=== RECORD SET ===
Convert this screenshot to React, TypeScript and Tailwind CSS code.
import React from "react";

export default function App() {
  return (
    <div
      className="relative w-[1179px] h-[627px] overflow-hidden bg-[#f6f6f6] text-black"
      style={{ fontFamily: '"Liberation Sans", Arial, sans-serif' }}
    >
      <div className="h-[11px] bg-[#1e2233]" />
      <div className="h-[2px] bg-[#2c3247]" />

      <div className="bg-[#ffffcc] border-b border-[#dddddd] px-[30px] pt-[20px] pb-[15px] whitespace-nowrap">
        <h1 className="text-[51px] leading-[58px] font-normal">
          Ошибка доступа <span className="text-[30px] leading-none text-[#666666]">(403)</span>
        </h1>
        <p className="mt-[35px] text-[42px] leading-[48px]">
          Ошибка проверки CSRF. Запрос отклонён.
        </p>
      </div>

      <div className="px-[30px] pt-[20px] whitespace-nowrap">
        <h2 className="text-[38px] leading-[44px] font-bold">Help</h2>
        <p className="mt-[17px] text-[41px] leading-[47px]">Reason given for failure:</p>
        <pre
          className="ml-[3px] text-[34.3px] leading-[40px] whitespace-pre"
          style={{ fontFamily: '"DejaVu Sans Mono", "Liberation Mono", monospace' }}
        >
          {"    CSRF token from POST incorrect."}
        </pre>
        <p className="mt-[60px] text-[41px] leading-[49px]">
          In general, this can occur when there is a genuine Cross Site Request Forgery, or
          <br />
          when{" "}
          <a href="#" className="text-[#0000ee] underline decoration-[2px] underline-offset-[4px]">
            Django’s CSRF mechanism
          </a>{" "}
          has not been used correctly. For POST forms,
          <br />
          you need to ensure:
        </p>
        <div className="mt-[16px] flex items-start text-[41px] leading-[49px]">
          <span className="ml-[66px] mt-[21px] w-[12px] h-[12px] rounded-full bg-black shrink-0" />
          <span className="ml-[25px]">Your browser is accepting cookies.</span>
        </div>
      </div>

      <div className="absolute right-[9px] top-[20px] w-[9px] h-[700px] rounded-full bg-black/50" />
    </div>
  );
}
---
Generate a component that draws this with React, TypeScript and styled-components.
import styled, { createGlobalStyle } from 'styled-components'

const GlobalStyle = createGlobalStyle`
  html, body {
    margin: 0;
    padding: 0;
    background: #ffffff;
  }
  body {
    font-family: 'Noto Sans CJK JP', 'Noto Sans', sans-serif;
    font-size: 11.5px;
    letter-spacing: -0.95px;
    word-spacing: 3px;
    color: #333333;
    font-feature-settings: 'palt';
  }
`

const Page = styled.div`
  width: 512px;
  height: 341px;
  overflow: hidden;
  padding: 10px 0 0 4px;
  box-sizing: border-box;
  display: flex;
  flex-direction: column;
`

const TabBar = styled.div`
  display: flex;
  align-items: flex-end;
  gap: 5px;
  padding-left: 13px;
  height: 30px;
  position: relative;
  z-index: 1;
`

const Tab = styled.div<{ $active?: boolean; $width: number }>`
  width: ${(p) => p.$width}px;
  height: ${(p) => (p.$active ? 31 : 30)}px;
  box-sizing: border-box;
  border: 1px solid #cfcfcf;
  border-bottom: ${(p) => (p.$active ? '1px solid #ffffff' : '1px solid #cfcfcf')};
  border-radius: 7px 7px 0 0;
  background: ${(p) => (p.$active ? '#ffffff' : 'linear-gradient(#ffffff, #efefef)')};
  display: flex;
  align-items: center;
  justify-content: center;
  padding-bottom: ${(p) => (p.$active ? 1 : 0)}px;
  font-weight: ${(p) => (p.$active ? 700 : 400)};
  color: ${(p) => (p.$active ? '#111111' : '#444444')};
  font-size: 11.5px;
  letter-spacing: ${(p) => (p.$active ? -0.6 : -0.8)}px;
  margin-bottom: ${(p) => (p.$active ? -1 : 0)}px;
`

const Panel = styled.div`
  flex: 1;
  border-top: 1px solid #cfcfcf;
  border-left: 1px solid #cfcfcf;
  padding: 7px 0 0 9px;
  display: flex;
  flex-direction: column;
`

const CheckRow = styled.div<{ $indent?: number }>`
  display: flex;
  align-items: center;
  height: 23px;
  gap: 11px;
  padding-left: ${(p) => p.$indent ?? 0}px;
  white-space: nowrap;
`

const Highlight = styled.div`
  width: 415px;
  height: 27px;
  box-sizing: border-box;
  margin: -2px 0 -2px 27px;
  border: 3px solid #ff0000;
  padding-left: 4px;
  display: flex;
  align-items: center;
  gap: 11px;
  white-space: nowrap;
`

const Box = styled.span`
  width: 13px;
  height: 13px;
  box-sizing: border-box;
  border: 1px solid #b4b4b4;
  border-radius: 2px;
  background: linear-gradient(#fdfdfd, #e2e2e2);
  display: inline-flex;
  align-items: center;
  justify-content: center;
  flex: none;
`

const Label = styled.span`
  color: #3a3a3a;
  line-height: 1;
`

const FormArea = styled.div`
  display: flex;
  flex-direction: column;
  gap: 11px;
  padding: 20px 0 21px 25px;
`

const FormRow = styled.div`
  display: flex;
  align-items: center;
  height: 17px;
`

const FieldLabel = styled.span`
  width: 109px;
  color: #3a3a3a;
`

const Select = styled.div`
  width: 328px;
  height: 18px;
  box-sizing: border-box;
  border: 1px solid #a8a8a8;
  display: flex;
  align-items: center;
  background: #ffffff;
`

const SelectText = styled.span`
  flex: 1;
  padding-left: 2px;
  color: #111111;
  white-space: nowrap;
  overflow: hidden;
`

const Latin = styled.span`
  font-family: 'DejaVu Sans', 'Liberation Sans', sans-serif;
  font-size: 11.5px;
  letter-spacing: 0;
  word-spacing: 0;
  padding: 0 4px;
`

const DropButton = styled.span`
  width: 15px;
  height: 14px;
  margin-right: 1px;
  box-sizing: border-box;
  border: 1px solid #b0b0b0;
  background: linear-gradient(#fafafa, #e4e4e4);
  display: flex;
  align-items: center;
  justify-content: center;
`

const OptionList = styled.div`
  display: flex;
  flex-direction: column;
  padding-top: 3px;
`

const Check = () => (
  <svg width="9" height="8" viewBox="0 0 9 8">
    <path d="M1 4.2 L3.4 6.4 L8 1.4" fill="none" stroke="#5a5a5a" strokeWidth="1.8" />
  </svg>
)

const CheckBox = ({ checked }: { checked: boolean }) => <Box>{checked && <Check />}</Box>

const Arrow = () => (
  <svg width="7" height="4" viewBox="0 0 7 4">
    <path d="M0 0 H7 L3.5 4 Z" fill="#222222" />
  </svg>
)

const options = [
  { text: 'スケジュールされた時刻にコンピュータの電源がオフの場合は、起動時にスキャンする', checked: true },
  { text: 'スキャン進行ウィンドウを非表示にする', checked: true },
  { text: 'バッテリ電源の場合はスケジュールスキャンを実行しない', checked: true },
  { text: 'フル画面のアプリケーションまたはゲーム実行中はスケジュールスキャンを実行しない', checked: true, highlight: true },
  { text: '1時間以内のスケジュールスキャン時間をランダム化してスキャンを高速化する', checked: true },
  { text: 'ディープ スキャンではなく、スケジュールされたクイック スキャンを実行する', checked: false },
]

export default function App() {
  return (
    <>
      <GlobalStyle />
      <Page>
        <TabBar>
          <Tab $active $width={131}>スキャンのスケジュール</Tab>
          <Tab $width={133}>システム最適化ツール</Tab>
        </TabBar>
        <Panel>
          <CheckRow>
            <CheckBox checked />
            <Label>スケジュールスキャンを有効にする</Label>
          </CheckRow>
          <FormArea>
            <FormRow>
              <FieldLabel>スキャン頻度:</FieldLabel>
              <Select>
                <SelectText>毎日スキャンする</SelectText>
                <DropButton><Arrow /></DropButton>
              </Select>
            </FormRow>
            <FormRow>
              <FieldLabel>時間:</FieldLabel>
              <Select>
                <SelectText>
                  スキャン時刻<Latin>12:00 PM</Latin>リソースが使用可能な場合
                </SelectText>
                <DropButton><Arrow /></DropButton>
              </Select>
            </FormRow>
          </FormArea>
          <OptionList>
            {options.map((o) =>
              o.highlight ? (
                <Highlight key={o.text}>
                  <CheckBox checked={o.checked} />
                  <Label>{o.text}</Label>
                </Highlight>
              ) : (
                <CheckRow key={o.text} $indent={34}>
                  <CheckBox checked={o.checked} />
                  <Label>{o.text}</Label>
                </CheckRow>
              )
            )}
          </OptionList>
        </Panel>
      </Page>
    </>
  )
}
...
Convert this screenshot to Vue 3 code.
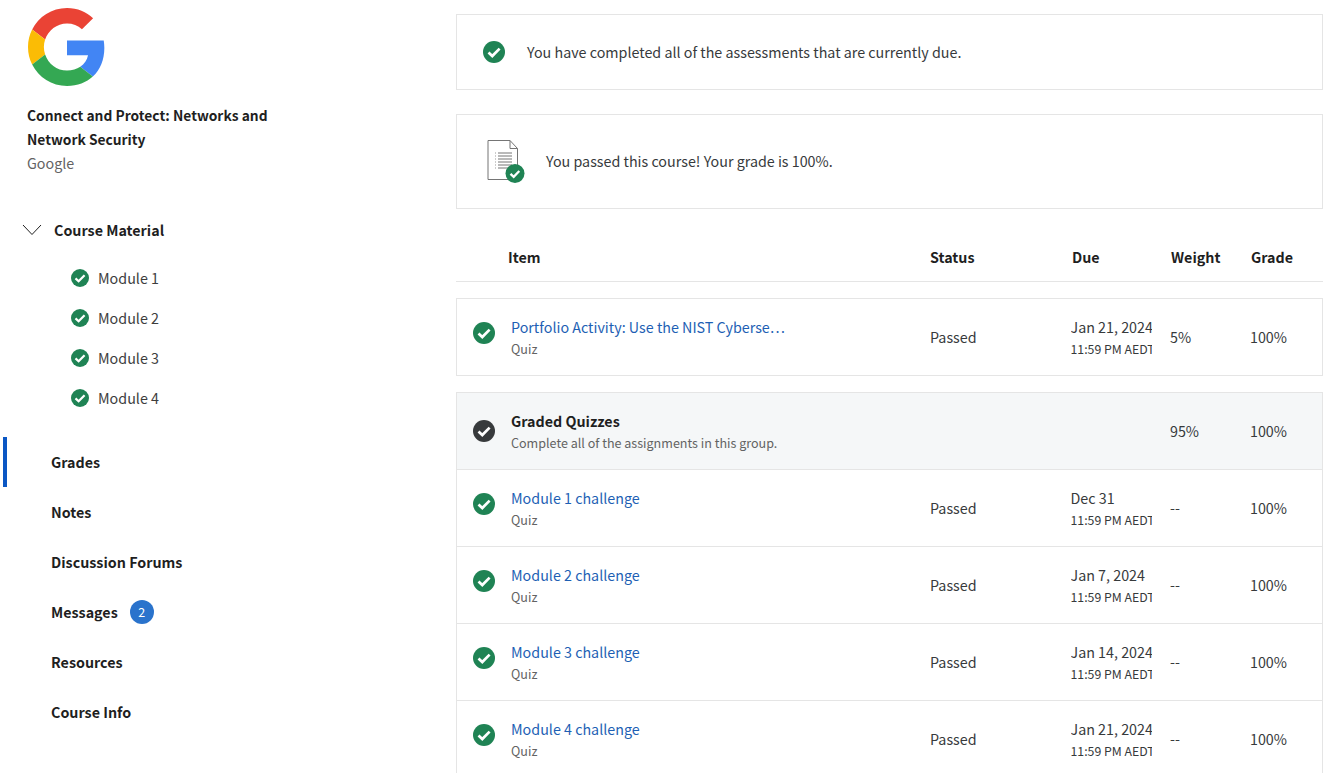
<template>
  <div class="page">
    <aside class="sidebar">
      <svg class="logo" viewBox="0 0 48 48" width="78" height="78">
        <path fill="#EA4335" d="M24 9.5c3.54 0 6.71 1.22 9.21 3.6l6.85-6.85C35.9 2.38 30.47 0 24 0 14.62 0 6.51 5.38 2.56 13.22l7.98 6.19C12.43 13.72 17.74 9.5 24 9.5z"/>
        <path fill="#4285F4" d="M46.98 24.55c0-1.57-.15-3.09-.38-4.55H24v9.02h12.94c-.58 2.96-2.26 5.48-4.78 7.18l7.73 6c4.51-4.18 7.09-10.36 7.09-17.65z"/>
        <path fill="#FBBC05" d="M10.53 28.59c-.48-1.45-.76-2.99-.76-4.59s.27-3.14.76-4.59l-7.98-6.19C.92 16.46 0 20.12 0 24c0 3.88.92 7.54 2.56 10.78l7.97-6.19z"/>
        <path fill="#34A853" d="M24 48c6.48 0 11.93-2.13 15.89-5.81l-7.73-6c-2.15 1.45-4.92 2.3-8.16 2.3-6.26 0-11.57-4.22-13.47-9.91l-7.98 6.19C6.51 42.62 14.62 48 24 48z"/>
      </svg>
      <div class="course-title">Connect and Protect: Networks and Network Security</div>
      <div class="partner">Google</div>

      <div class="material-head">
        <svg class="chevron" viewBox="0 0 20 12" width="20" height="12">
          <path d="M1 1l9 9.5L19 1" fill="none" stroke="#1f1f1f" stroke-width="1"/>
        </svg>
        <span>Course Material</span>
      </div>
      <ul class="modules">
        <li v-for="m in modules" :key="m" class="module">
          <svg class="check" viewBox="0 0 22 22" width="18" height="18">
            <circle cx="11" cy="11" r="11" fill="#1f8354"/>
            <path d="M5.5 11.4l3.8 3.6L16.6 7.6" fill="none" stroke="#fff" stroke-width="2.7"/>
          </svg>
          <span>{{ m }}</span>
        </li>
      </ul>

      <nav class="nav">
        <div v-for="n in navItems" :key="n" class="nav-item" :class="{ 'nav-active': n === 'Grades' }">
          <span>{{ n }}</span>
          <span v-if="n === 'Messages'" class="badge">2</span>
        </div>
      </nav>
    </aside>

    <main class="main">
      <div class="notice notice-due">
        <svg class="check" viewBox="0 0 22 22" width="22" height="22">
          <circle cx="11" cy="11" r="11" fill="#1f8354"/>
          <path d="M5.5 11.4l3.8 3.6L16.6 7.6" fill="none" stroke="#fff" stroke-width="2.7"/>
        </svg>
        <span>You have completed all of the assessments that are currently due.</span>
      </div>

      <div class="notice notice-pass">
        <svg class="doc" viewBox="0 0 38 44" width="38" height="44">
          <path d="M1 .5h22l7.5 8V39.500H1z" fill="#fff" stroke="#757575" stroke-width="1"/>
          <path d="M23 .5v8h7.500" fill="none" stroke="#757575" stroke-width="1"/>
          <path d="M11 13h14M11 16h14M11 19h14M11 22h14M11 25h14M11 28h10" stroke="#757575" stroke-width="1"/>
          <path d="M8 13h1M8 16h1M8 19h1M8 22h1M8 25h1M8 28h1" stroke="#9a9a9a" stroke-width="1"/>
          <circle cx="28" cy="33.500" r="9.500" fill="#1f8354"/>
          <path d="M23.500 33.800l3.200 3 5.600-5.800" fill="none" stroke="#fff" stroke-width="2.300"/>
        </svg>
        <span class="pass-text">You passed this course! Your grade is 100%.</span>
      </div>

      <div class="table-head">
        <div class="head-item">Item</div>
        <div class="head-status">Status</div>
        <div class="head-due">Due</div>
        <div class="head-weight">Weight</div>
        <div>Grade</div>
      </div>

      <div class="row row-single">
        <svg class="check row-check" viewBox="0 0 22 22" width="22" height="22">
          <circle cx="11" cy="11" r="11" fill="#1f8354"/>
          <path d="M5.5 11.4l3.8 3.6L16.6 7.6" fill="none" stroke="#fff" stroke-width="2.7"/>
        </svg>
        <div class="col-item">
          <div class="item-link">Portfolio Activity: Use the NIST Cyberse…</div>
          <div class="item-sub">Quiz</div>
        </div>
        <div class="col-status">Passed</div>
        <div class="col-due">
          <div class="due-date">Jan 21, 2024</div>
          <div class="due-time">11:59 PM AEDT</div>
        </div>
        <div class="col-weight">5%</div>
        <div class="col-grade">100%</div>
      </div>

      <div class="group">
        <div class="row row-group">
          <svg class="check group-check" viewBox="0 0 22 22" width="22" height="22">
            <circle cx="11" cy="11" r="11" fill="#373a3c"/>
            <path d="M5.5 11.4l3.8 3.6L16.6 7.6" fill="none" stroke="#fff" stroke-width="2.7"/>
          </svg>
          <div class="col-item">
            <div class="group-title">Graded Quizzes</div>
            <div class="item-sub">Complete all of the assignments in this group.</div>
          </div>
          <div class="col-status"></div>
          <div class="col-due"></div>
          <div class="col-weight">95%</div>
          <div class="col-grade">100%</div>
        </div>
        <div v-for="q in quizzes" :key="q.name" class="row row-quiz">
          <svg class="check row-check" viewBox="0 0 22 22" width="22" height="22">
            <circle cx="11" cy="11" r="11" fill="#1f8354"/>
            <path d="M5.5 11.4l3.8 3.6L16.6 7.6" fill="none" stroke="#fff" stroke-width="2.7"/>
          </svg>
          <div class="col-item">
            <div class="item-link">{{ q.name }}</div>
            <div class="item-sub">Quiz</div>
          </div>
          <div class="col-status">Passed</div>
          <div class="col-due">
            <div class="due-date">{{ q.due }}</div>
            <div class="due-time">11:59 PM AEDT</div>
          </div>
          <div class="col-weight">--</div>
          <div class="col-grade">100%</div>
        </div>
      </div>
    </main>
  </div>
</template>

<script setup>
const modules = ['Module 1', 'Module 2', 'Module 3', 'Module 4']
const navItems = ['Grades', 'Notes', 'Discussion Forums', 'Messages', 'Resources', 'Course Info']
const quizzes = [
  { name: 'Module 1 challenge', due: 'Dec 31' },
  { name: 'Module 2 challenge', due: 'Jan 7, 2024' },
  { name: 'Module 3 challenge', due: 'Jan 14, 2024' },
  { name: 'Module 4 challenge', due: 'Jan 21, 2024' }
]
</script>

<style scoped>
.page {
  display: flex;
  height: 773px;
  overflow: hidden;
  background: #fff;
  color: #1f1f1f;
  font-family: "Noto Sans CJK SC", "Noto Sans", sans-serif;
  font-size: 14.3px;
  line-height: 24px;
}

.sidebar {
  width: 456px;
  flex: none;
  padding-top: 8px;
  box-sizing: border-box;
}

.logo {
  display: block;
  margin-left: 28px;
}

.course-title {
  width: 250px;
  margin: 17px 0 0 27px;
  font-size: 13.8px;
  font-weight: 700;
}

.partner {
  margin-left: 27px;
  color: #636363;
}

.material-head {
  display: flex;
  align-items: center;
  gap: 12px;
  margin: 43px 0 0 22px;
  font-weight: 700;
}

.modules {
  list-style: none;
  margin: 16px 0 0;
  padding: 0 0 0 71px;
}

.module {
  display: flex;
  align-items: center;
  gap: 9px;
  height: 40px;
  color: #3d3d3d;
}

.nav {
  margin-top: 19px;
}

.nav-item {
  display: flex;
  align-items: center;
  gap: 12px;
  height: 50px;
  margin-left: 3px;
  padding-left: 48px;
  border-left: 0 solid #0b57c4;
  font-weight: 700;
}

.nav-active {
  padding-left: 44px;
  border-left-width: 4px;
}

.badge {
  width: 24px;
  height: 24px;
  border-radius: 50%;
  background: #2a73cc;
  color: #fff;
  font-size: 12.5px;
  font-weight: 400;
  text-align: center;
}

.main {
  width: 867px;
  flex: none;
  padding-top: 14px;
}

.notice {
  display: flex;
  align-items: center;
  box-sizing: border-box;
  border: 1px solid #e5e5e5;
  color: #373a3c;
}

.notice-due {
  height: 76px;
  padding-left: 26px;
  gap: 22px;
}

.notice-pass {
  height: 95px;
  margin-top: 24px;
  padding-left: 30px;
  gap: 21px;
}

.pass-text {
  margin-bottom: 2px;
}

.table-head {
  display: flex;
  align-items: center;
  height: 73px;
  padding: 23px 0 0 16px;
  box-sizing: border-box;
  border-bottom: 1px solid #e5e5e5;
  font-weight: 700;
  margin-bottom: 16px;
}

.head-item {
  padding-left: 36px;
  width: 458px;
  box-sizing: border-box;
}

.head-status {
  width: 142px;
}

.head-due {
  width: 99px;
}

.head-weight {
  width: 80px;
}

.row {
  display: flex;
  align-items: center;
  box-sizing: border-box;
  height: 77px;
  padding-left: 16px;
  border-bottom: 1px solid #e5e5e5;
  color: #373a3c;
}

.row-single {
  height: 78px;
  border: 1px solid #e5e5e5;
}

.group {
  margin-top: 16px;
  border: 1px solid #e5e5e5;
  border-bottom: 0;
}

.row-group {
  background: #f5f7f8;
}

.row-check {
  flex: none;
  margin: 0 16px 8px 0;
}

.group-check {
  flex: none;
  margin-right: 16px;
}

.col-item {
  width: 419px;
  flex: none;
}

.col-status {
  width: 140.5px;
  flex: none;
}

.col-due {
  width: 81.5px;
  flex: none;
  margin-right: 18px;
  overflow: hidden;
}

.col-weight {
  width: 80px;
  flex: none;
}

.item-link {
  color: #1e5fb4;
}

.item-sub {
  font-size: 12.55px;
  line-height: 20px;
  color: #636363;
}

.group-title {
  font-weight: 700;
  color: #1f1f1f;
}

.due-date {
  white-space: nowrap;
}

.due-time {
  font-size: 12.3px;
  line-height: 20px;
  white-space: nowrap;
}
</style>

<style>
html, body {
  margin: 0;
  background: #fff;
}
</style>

=== WHAT YOU NEED TO DO ===
The lines to return run from the one containing "Convert this screenshot to React, TypeScript" down to the one containing "import React from"; give them exactly, both included, and no others.

=== EXERCISE RESPONSE ===
Convert this screenshot to React, TypeScript and Tailwind CSS code.
import React from "react";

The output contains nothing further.